Entries from a dataset:
::::::::

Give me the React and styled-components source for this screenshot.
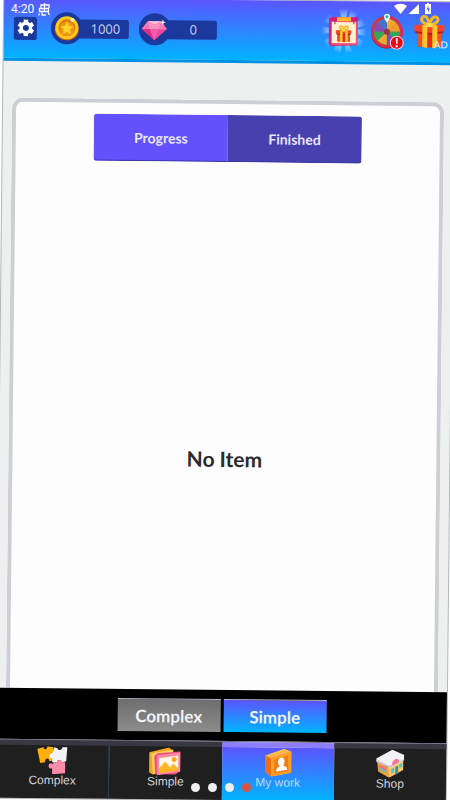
import React, { useState } from 'react';
import styled, { createGlobalStyle, css } from 'styled-components';

const App = () => {
  const [tab, setTab] = useState('Progress');
  const [kind, setKind] = useState('Simple');
  const [slide, setSlide] = useState(3);
  return (
    <Page>
      <GlobalStyle />
      <Screen>
        <Header>
          <SettingsButton type="button" aria-label="Settings">
            <GearIcon />
          </SettingsButton>
          <Balances>
            <Balance>
              <BalanceIcon>
                <CoinIcon />
              </BalanceIcon>
              <BalanceValue>1000</BalanceValue>
            </Balance>
            <Balance>
              <BalanceIcon>
                <DiamondIcon />
              </BalanceIcon>
              <BalanceValue>0</BalanceValue>
            </Balance>
          </Balances>
          <Bonuses>
            <BonusButton type="button" aria-label="Daily gift">
              <CalendarIcon />
            </BonusButton>
            <BonusButton type="button" aria-label="Lucky wheel">
              <WheelIcon />
            </BonusButton>
            <BonusButton type="button" aria-label="Gift">
              <GiftIcon />
              <AdLabel>AD</AdLabel>
            </BonusButton>
          </Bonuses>
        </Header>

        <Panel>
          <Tabs>
            {['Progress', 'Finished'].map(name => (
              <Tab
                key={name}
                type="button"
                $active={tab === name}
                onClick={() => setTab(name)}
              >
                {name}
              </Tab>
            ))}
          </Tabs>
          <Empty>No Item</Empty>
        </Panel>

        <KindBar>
          {['Complex', 'Simple'].map(name => (
            <KindButton
              key={name}
              type="button"
              $active={kind === name}
              onClick={() => setKind(name)}
            >
              {name}
            </KindButton>
          ))}
        </KindBar>

        <Nav>
          {navItems.map(({ name, Icon, active }) => (
            <NavLink key={name} href="#" $active={active}>
              <Icon />
              {name}
            </NavLink>
          ))}
        </Nav>
      </Screen>

      <StatusBar>
        <Clock>4:20</Clock>
        <DebugIcon />
        <StatusIcons />
      </StatusBar>
      <Dots>
        {[0, 1, 2, 3].map(index => (
          <Dot
            key={index}
            type="button"
            aria-label={`Slide ${index + 1}`}
            $active={slide === index}
            onClick={() => setSlide(index)}
          />
        ))}
      </Dots>
    </Page>
  );
};
export default App;

const GearIcon = () => (
  <svg width="18" height="18" viewBox="0 0 24 24">
    <g stroke="#fff" strokeWidth="6">
      <path d="M12 1v22M2.500 6.500l19 11M2.500 17.500l19-11" />
    </g>
    <circle cx="12" cy="12" r="8.500" fill="#fff" />
    <circle cx="12" cy="12" r="4" fill="#1b389c" />
  </svg>
);

const CoinIcon = () => (
  <svg width="26" height="26" viewBox="0 0 26 26">
    <ellipse cx="13" cy="14" rx="12" ry="11" fill="#d96c08" />
    <circle cx="13" cy="12.500" r="11.500" fill="#ffc91f" />
    <circle cx="13" cy="12.500" r="8.500" fill="#d97808" />
    <circle cx="13" cy="13.500" r="7.500" fill="#ef9610" />
    <path d="M13 6.500l2 4 4.500.6-3.300 3.100.8 4.500-4-2.100-4 2.100.8-4.500-3.300-3.100 4.500-.6z" fill="#ffd22e" />
    <circle cx="18.500" cy="4.500" r="2" fill="#fff3b8" />
  </svg>
);

const DiamondIcon = () => (
  <svg width="28" height="26" viewBox="0 0 28 26">
    <path d="M7 5h13l6 8-12.500 11L1 13z" fill="#f0479b" />
    <path d="M7 5h13l6 8H1z" fill="#f78fc0" />
    <path d="M7 5l2 8H1zM20 5l-2 8h8z" fill="#f277b4" />
    <path d="M7 5h13l-6.500 3z" fill="#fbc0dc" />
    <path d="M1 13h8l4.500 11z" fill="#d92f86" />
    <path d="M9 13h9l-4.500 11z" fill="#f55aac" />
    <path d="M22 3l.7 2.300L25 6l-2.300.7L22 9l-.7-2.300L19 6l2.300-.7z" fill="#fff" />
  </svg>
);

const Present = () => (
  <g>
    <path d="M3 14h24v17c-7 2-17 2-24 0z" fill="#e22f1c" />
    <path d="M3 14h6v18l-6-1zM22 14h5v17l-5 1z" fill="#f4502a" />
    <path d="M0 10l15-1 15 1v6l-15 2-15-2z" fill="#f54528" />
    <path d="M1 16l14 2 14-2v2l-14 2-14-2z" fill="#b9201a" />
    <path d="M8 10h5v23l-5-1zM18 10h5v22l-5 1z" fill="#ffc52c" />
    <path d="M15 10C10 9 5 6 8 2c3-3 6 2 7 8 1-6 5-11 8-7 2 4-3 6-8 7z" fill="none" stroke="#f8b71c" strokeWidth="3" />
    <path d="M12 8h6v4h-6z" fill="#ffdc50" />
  </g>
);

const CalendarIcon = () => (
  <svg width="46" height="46" viewBox="0 0 46 46">
    <defs>
      <radialGradient id="rays" gradientUnits="userSpaceOnUse" cx="23" cy="23" r="23">
        <stop offset=".5" stopColor="#c4edff" stopOpacity=".8" />
        <stop offset="1" stopColor="#c4edff" stopOpacity="0" />
      </radialGradient>
    </defs>
    <path
      d="M23 23L18 0h9zM23 23L30 1l7 4zM23 23L41 10l4 7zM23 23l23-3v8zM23 23l21 10-5 7zM23 23l9 21-7 1zM23 23l-3 22-8-2zM23 23L6 40l-5-7zM23 23L0 26v-8zM23 23L3 13l5-7z"
      fill="url(#rays)"
    />
    <path d="M8 10l3-1h26v5l-1 23-26 1-2-2z" fill="#d61d74" />
    <path d="M10 13h27v24H10z" fill="#f04c78" />
    <path d="M11 14h24v21H11z" fill="#fff0d2" />
    <path d="M16 9h14v4H16z" fill="#ffb62b" />
    <path d="M14 12v4M33 12v4" stroke="#a92759" strokeWidth="1" />
    <g transform="translate(15 17) scale(.52)">
      <Present />
    </g>
  </svg>
);

const WheelIcon = () => (
  <svg width="34" height="36" viewBox="0 0 34 36">
    <circle cx="16" cy="19" r="16" fill="#a81c3d" />
    <circle cx="16" cy="18" r="16" fill="#d8304c" />
    <circle cx="16" cy="18" r="13" fill="#35a556" />
    <path d="M16 18V5a13 13 0 0 1 9 4z" fill="#f6a828" />
    <path d="M16 18l9-9a13 13 0 0 1 4 9z" fill="#f39a2c" />
    <path d="M16 18h13a13 13 0 0 1-4 9z" fill="#35a556" />
    <path d="M16 18l9 9a13 13 0 0 1-9 4z" fill="#7a4ac8" />
    <path d="M16 18v13a13 13 0 0 1-9-4z" fill="#f6a828" />
    <path d="M16 18H3a13 13 0 0 1 4-9z" fill="#8b48b6" />
    <path d="M16 18L7 9a13 13 0 0 1 9-4z" fill="#4672cf" />
    <circle cx="16" cy="18" r="3" fill="#96334a" />
    <path d="M16 9c-2-3-3-4-3-6a3 3 0 0 1 6 0c0 2-1 3-3 6z" fill="#f0faff" />
    <circle cx="16" cy="3" r="1.500" fill="#36a3c4" />
    <circle cx="26" cy="29" r="7" fill="#f5d8dc" />
    <circle cx="26" cy="29" r="6" fill="#e80b18" />
    <path d="M25 24.500h2l-.3 5.500h-1.400zM25 31.500h2v2h-2z" fill="#fff" />
  </svg>
);

const GiftIcon = () => (
  <svg width="31" height="34" viewBox="0 0 30 34">
    <Present />
  </svg>
);

const PuzzleIcon = () => (
  <svg width="32" height="28" viewBox="0 0 32 28">
    <path d="M1 3l6-2c0 3 4 3 4-1l6 1v5c3-1 4 4 0 4l1 4-5 1c0-4-5-3-4 1l-5 1z" fill="#ffae0c" />
    <path d="M18 1l3 1c1 3 5 2 5-1h5l-1 14-4 1c-1-3-5-3-5 0l-5 0v-4c-4 1-4-5 0-5z" fill="#f3f3f3" />
    <path d="M17 16h4c0-3 5-3 5 0h3v11l-13 1v-6c-4 2-5-5-1-5l2 1z" fill="#ff8ba8" />
  </svg>
);

const PhotosIcon = () => (
  <svg width="34" height="28" viewBox="0 0 34 28">
    <path d="M1 5L21 0l3 3-4 23-16 1-3-2z" fill="#f6a51c" />
    <path d="M3 6l22-4v20L5 27z" fill="#ffd15c" />
    <path d="M6 9l3-3 23-2v20l-5 3-20 0z" fill="#ee5580" />
    <path d="M9 8l23-3v19L9 28z" fill="#ff8aa6" />
    <path d="M11 11l19-3v14l-19 3z" fill="#fff6e8" />
    <path d="M11 21l6-7 5 6 3-4 5 5v2l-19 3z" fill="#ffb624" />
    <circle cx="26" cy="12" r="2.500" fill="#ffa21c" />
  </svg>
);

const MyWorkIcon = () => (
  <svg width="28" height="28" viewBox="0 0 28 28">
    <path d="M1 7L20 0l7 3v21L7 28l-6-5z" fill="#ffb84c" />
    <path d="M1 7l6 3v18l-6-5z" fill="#ef6f17" />
    <path d="M7 9l20-6v21L7 28z" fill="#ff9d2b" />
    <path d="M10 11l14-4v15l-14 3z" fill="#f37c18" />
    <path d="M12 23c0-4 2-4 4-5-3-2-3-8 1-9 4 0 4 5 2 8 2 0 4 1 4 4z" fill="#fff" />
  </svg>
);

const ShopIcon = () => (
  <svg width="28" height="28" viewBox="0 0 28 28">
    <path d="M1 12l12 6v10L2 22z" fill="#f1a03c" />
    <path d="M12 15l15-7v12l-14 8z" fill="#ffca69" />
    <path d="M0 9L16 0l12 5v5l-14 8-14-6z" fill="#f4f1f6" />
    <path d="M0 10l13 6 15-7v1l-14 8-14-6z" fill="#cfc6d8" />
    <path d="M16 13c1-4 6-6 7-2l-1 2-6 3z" fill="#f27896" />
    <path d="M3 15l7 3v3l-7-3z" fill="#ef6e8e" />
    <path d="M3 18l7 3v2l-7-3zM15 19l3-1v5l-3 1zM23 14l3-1v4l-3 1z" fill="#4fc3d4" />
    <path d="M19 17l3-1v8l-3 1z" fill="#3a93a3" />
  </svg>
);

const navItems = [
  { name: 'Complex', Icon: PuzzleIcon },
  { name: 'Simple', Icon: PhotosIcon },
  { name: 'My work', Icon: MyWorkIcon, active: true },
  { name: 'Shop', Icon: ShopIcon },
];

const DebugIcon = () => (
  <svg width="12" height="13" viewBox="0 0 12 13" fill="none" stroke="#fff" strokeWidth="1.300">
    <path d="M3 5V2h8v3M1.500 5.500h9v3h-9zM6.500 0v9M1 10.500v2M4 9.500v2.500h4M10 9.500l1.500 2.500" />
  </svg>
);

const StatusIcons = () => (
  <svg width="38" height="12" viewBox="0 0 38 12" fill="#fff">
    <path d="M0 3c4-3 9-3 13 0L6.500 11z" />
    <path d="M25 1v10H14.500z" />
    <path d="M31 1h2V0h2v1h2v10h-6V1z" />
    <path d="M34.500 2.500L32.500 6.500h1.500v3l2-4h-1.500z" fill="#5960ee" />
  </svg>
);

const GlobalStyle = createGlobalStyle`
  body {
    margin: 0;
    background: #fff;
    font-family: Lato, 'Open Sans', sans-serif;
  }
  button {
    padding: 0;
    border: 0;
    font-family: inherit;
    cursor: pointer;
  }
  svg {
    display: block;
    flex-shrink: 0;
  }
`;

const blueGradient = css`
  background: linear-gradient(#5b55ff, #00b4ff);
`;

const Page = styled.div`
  position: relative;
  overflow: hidden;
`;

const Screen = styled.div`
  display: flex;
  flex-direction: column;
  min-height: 100vh;
  background: #ecf1f0;
  box-shadow: 0 0 0 1px #b4b6b8;
  transform: rotate(0.6deg);
`;

const Header = styled.header`
  display: flex;
  align-items: center;
  box-sizing: border-box;
  height: 63px;
  padding: 0 9px 0 10px;
  border-bottom: 3px solid #0090e4;
  ${blueGradient}
`;

const SettingsButton = styled.button`
  display: flex;
  align-items: center;
  justify-content: center;
  width: 23px;
  height: 23px;
  border-radius: 2px;
  background: #1b389c;
`;

const Balances = styled.div`
  display: flex;
  gap: 10px;
  margin-left: 14px;
`;

const Balance = styled.div`
  display: flex;
  align-items: center;
`;

const BalanceIcon = styled.span`
  display: flex;
  align-items: center;
  justify-content: center;
  width: 32px;
  height: 32px;
  border-radius: 50%;
  background: #1b389c;
`;

const BalanceValue = styled.span`
  box-sizing: border-box;
  width: 50px;
  margin-left: -4px;
  padding-left: 3px;
  border-radius: 0 2px 2px 0;
  background: #1b389c;
  color: #c8d4f4;
  font: 13px/19px 'Open Sans', sans-serif;
  text-align: center;
`;

const Bonuses = styled.div`
  display: flex;
  align-items: center;
  gap: 9px;
  margin-left: auto;
`;

const BonusButton = styled.button`
  position: relative;
  background: none;

  &:first-child {
    margin-right: -5px;
  }
`;

const AdLabel = styled.span`
  position: absolute;
  right: -3px;
  bottom: -2px;
  color: #e4f2ff;
  font: 10px/12px 'Liberation Sans', sans-serif;
`;

const Panel = styled.main`
  display: flex;
  flex: 1;
  flex-direction: column;
  align-items: center;
  margin: 37px 9px 0;
  padding-top: 11px;
  border: 4px solid #cdced6;
  border-bottom: 0;
  border-radius: 11px 11px 0 0;
  background: #fdfdfd;
`;

const Tabs = styled.div`
  display: flex;
  width: 63%;
  overflow: hidden;
  border-radius: 3px;
`;

const Tab = styled.button`
  flex: 1;
  height: 47px;
  border-bottom: 1px solid #3d36a0;
  background: ${({ $active }) => ($active ? '#6251fc' : '#4740af')};
  color: #e9e6ff;
  font-size: 14px;
  font-weight: 700;
`;

const Empty = styled.p`
  display: flex;
  flex: 1;
  align-items: center;
  margin: 0;
  padding-top: 64px;
  color: #2b2b2d;
  font-size: 21px;
  font-weight: 700;
`;

const KindBar = styled.div`
  display: flex;
  justify-content: center;
  gap: 3px;
  padding: 9px 0;
  background: #000;
`;

const KindButton = styled.button`
  width: 103px;
  height: 33px;
  border-top: 1px solid #b5b5c8;
  background: linear-gradient(#6e6e6e, #8c8c8c);
  color: #f2f2f6;
  font-size: 17px;
  font-weight: 700;
  ${({ $active }) => $active && blueGradient}
`;

const Nav = styled.nav`
  display: flex;
  border-top: 1px solid #68687a;
`;

const NavLink = styled.a`
  display: flex;
  flex: 1;
  flex-direction: column;
  align-items: center;
  box-sizing: border-box;
  height: 58px;
  padding-top: 1px;
  border-top: 5px solid ${({ $active }) => ($active ? '#8d7dfb' : '#393742')};
  background: #1f1f1f;
  color: ${({ $active }) => ($active ? '#b8dcff' : '#d4d4d4')};
  font: 12px/12px 'Liberation Sans', sans-serif;
  text-decoration: none;
  ${({ $active }) => $active && blueGradient}

  &:first-child {
    border-right: 1px solid #2c4258;
  }
`;

const StatusBar = styled.div`
  position: absolute;
  top: 2px;
  left: 11px;
  right: 18px;
  display: flex;
  align-items: center;
  gap: 4px;

  svg:last-child {
    margin-left: auto;
  }
`;

const Clock = styled.span`
  color: #fff;
  font: 12px/14px Roboto, sans-serif;
`;

const Dots = styled.div`
  position: absolute;
  bottom: 8px;
  left: 0;
  right: 0;
  display: flex;
  justify-content: center;
  gap: 8px;
  padding-right: 9px;
`;

const Dot = styled.button`
  width: 9px;
  height: 9px;
  border-radius: 50%;
  background: ${({ $active }) => ($active ? '#dc5240' : '#eeeeee')};
`;
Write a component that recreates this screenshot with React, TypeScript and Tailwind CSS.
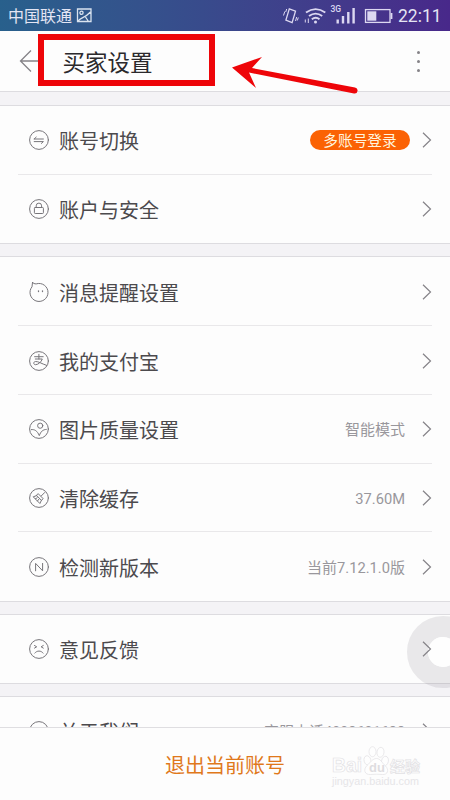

::::::::

# The exercise
Using the listing above, state the number of lines that hold "screenshot", with no other text.

# Result for this exercise
2